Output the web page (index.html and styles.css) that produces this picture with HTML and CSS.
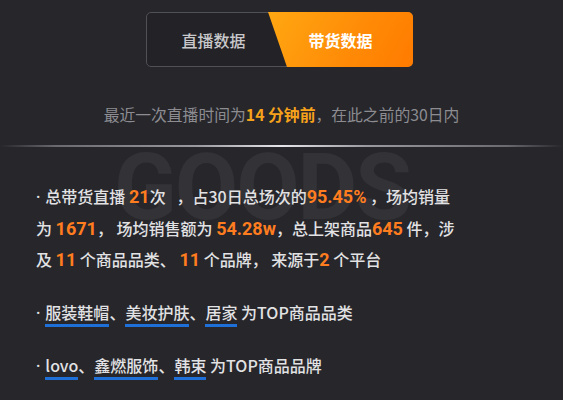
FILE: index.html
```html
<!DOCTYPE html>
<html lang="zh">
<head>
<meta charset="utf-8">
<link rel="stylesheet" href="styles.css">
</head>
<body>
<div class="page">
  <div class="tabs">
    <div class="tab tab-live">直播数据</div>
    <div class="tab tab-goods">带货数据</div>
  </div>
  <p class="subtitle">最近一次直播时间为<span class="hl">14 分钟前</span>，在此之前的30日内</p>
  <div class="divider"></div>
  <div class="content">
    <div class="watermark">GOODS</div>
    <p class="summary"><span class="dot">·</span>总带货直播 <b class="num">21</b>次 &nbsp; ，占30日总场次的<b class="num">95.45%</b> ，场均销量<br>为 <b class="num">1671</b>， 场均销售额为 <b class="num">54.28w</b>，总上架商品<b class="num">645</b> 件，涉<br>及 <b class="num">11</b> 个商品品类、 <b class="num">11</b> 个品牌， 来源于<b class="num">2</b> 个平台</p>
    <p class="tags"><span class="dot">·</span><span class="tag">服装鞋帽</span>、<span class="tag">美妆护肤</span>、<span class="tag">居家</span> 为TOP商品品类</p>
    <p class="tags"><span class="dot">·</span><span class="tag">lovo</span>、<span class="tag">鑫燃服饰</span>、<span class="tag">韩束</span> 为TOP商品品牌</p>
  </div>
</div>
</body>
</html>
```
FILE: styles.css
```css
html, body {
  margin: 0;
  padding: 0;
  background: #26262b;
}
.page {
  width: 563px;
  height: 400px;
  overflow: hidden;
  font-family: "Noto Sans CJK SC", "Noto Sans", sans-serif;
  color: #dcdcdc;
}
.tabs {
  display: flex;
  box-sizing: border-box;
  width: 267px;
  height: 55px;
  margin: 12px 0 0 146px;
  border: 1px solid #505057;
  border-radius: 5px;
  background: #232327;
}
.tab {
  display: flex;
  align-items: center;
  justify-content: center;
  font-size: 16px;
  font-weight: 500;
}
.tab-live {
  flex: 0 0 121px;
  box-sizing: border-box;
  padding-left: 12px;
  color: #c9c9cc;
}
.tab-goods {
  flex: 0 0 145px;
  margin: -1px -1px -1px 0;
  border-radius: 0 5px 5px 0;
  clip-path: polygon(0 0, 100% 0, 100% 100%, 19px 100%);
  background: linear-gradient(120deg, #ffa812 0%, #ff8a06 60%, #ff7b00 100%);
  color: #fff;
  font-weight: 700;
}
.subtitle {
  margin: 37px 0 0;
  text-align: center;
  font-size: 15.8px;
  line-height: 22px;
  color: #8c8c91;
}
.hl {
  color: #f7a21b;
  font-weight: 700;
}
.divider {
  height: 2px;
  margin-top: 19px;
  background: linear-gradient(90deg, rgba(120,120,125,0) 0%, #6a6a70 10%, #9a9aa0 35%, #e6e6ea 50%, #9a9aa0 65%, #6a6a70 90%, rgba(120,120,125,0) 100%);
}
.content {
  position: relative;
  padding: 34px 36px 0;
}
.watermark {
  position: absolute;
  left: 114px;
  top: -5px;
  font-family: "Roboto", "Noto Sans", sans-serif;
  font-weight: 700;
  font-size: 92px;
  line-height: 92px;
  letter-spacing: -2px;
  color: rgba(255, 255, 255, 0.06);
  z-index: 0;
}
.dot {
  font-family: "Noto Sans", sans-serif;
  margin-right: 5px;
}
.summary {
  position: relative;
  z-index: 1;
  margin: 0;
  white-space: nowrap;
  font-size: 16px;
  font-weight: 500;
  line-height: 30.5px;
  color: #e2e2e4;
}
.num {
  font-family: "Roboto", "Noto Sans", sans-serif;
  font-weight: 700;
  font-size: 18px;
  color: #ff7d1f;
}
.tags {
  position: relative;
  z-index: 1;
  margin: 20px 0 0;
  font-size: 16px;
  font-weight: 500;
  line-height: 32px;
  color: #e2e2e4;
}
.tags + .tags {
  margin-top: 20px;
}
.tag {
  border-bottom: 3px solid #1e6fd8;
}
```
---
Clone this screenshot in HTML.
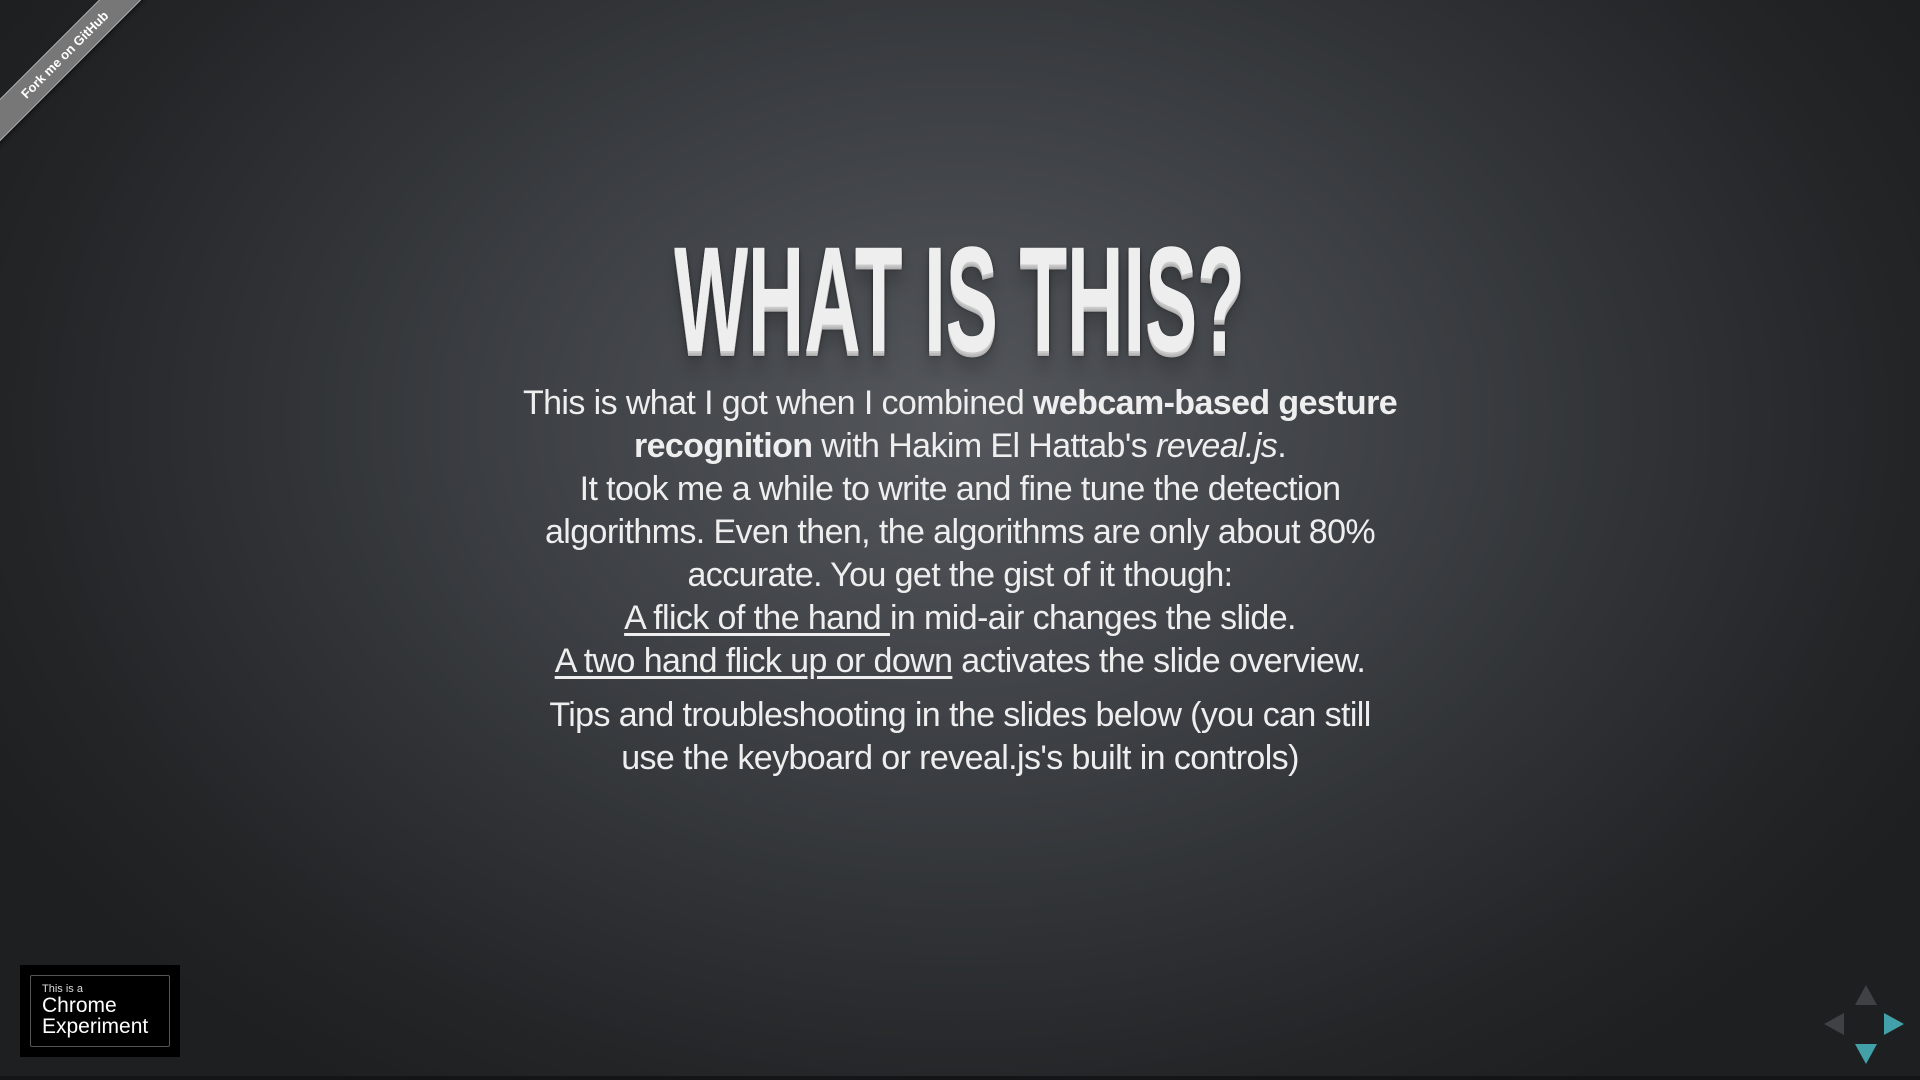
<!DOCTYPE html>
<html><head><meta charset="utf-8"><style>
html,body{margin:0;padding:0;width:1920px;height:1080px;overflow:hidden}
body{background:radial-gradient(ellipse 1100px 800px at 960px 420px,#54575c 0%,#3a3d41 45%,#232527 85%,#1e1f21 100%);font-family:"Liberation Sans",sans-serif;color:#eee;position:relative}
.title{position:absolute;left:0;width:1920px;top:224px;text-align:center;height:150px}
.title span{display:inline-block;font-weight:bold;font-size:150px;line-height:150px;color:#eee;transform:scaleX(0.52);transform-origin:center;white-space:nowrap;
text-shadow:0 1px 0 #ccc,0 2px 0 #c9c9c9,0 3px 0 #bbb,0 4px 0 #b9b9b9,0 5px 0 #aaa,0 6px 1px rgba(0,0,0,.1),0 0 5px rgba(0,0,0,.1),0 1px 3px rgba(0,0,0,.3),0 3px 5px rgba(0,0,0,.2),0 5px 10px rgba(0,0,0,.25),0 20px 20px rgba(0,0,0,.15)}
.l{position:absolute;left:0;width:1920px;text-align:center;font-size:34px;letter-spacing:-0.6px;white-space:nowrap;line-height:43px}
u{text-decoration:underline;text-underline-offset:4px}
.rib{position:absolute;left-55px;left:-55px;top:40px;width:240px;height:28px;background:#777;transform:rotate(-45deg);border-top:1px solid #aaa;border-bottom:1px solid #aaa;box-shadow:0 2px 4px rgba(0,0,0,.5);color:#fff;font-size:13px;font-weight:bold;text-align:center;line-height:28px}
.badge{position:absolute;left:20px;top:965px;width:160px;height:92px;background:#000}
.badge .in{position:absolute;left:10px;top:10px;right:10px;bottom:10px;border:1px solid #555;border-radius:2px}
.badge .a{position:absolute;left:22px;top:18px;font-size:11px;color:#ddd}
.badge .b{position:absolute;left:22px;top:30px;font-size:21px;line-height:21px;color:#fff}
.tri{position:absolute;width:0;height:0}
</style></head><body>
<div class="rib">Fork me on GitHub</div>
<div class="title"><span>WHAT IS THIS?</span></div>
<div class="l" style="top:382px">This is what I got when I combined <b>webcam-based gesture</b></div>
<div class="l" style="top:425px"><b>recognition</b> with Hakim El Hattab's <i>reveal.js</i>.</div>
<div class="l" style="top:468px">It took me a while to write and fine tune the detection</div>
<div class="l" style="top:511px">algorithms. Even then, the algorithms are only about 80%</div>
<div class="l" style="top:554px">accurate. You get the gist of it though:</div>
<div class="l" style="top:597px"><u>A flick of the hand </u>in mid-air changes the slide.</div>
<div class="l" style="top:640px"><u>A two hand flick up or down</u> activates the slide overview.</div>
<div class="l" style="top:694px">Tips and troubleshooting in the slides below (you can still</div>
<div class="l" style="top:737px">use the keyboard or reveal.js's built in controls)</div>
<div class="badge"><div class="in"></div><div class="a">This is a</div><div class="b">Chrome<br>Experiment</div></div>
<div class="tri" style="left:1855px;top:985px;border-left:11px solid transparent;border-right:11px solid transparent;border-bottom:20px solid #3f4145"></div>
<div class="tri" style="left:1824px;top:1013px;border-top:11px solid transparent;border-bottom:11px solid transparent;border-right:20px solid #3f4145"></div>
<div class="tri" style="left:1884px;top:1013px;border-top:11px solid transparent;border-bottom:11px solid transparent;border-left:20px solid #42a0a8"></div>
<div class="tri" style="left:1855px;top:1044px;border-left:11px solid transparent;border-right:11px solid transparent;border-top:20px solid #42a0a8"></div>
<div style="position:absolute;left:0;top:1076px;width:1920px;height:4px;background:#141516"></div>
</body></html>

> _TASK BRIEF_: Copy every line in the listing above where the string "index" turns up.

> _OUTPUT_:
Output the web page (index.html and styles.css) that produces this picture with HTML and CSS.
FILE: index.html
  z-index: 0;
  z-index: 1;
  z-index: 1;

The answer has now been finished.